If you prefer to read, here’s the full paper (2007).
In Bhabha’s discussion, the literary text treated as the pre-eminent example of cultural translation is Salman Rushdie’s novel Satanic Verses, a novel written originally in English and read in that language by Bhabha. A clue to the new sense in which the term translation is here being used is suggested by a remark made by Rushdie himself (which Bhabha incidentally does not cite) in which he said of himself and other diasporic postcolonial writers: “we are translated men” (Rushdie 16). Rushdie was here exploiting the etymology of the word “translation,” which means to carry or bear across, and what he meant, therefore, was that because he had been borne across, presumably by an aeroplane, from India and Pakistan to the United Kingdom, he was therefore a translated man.

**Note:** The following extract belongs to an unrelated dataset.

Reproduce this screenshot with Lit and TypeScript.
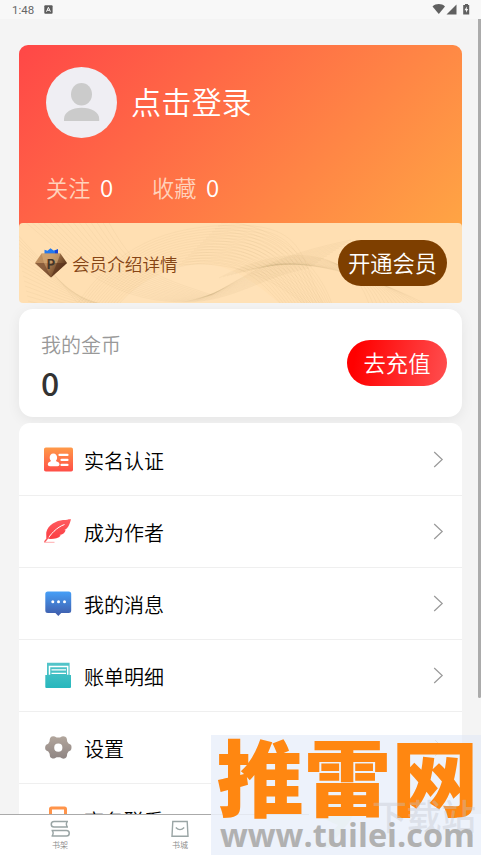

He neglected to tell us as to whether, before he became a translated man, he was at any stage also an original man.
But a second and overriding sense in which too Rushdie claimed to be a translated man is precisely what is expounded by Homi Bhabha in his essay, with specific reference to The Satanic Verses. Bhabha begins with an epigraph from Walter Benjamin’s classic essay on translation: “‘Translation passes through continua of transformation, not abstract ideas of identity and similarity’” (qted. in Bhabha 212). Later, in a key passage, Bhabha brings in Derrida’s deconstruction of Benjamin’s concept of translation as an after-life or survival, in order to deploy it in a wholly new context unintended by either Benjamin or Derrida, i.e., the context of Rushdean migrancy and hybridity.
In the above excerpt, Trivedi is referring to Rushdie’s excerpt below - which itself refers to the etymology of ‘translation’ - carried across - included at the top of this article.
Books
Finally, I have added all of Xiaolu Guo’s books to my to-read list. I kinda want to be her when I grow up. No other notes.